Всякому бросается в глаза, что малого, предлагающего такой вздор, просто засмеяли бы и вряд ли разрешили бы этот «конфликт» тем, что пошли бы к врагу, социал-демократическому кандидату, официально предупреждать его, что из среды коммунистов, хотя бы и против решения организации, на него может быть сделано покушение. Такое предупреждение — неслыханная политическая глупость.
Разумеется, социал-демократы умно пользуются этой глупостью. Но коммунисты в изображении т. Киршона от этого умнее не делаются.
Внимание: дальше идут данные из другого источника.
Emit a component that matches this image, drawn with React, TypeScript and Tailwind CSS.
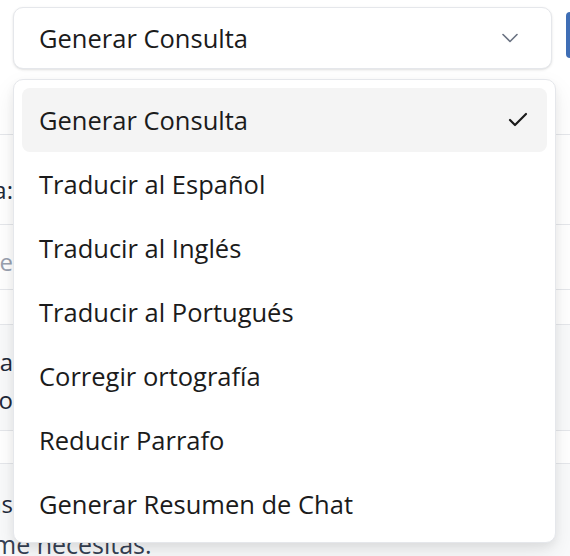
import { ChevronDown, Check } from "lucide-react";

const options = [
  "Generar Consulta",
  "Traducir al Español",
  "Traducir al Inglés",
  "Traducir al Portugués",
  "Corregir ortografía",
  "Reducir Parrafo",
  "Generar Resumen de Chat",
];

// text clipped at the left edge, only its tail shows
const Tail = ({ text, className = "" }: { text: string; className?: string }) => (
  <div className={`flex w-[13px] justify-end overflow-hidden whitespace-nowrap ${className}`}>
    <span className="shrink-0">{text}</span>
  </div>
);

const App = () => {
  const selected = options[0];

  return (
    <div className="relative w-[570px] h-[556px] overflow-hidden bg-white font-['Open_Sans','Noto_Sans',sans-serif] text-[#1b1b1b]">
      {/* Page behind the open select */}
      <div className="flex flex-col">
        <div className="flex h-[135px] border-b border-gray-200">
          <div className="flex items-start pt-[7px] pl-[13px]">
            <button className="flex h-[62px] w-[539px] items-center justify-between rounded-[10px] border border-gray-200 bg-white pl-[25px] pr-[27px] text-[25.5px] shadow-sm">
              <span>{selected}</span>
              <ChevronDown className="h-7 w-7 text-gray-500" strokeWidth={1.4} />
            </button>
          </div>
          <div className="ml-[14px] mt-[12px] h-[46px] w-[20px] rounded-l-md bg-[#3f6eb5]" />
        </div>

        <div className="flex h-[90px] items-center border-b border-gray-200 pt-[20px]">
          <Tail text="Consulta:" className="text-[24px] text-gray-800" />
        </div>

        <div className="flex h-[64px] items-center pt-[10px]">
          <Tail text="Escribe aquí la consulta pre" className="text-[24px] text-gray-400" />
        </div>

        <div className="h-[36px] border-y border-gray-200" />

        <div className="flex h-[105px] flex-col justify-center bg-gray-50 pt-[6px] leading-[38px]">
          <Tail text="Consulta" className="text-[24px] text-gray-800" />
          <Tail text="Párrafo" className="text-[24px] text-gray-800" />
        </div>

        <div className="h-[34px] border-y border-gray-200" />

        <div className="flex flex-1 flex-col bg-gray-50 pt-[20px] leading-[40px]">
          <Tail text="Respuestas" className="text-[24px] text-gray-800" />
          <span className="-ml-[7px] text-[25px] text-gray-700">me necesitas.</span>
        </div>
      </div>

      {/* Open listbox overlay */}
      <div className="absolute left-[13px] top-[79px] w-[543px] rounded-[10px] border border-gray-200 bg-white px-[8px] pt-[8px] pb-[6px] shadow-[0_10px_25px_rgba(0,0,0,0.08),0_4px_8px_rgba(0,0,0,0.06)]">
        {options.map((opt) => (
          <div
            key={opt}
            className={`flex h-[64px] items-center justify-between rounded-lg pl-[17px] pr-[17px] text-[25.5px] ${
              opt === selected ? "bg-[#f4f4f4]" : ""
            }`}
          >
            <span>{opt}</span>
            {opt === selected && <Check className="h-6 w-6" strokeWidth={2.2} />}
          </div>
        ))}
      </div>
    </div>
  );
};

export default App;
В дальнейшем оказывается, что предлагавший убийство является полицейским провокатором. Удивляемся, что в коммунистической организации никому было и невдомек последить за таким шатким и опасным парнем. Но главное не в этом. Этого же самого парня полиция вводит в дом кандидата социал-демократа и заставляет его стрелять в коммунистическую демонстрацию из окна квартиры означенного социал-демократа и в его присутствии, раскрывая ему тем самым провокаторство. Из дальнейшего процесса (из допросов прокурора) видно, что демонстранты никак не могли видеть, что выстрел дается именно из этого окна. Всякому очевидно, что такой глупости никакая полиция совершить не в состоянии. Доверить хотя и оппортунистическому, но честному рабочему тайну «коммуниста»-провокатора и его провокаторского выстрела — так себе, ни с того ни с сего — это глупо. Навлечь гнев толпы на квартиру кандидата в бургомистры, заставить коммунистов думать, что по ним стреляют организованные социал-демократы, — это тоже невероятно глупо.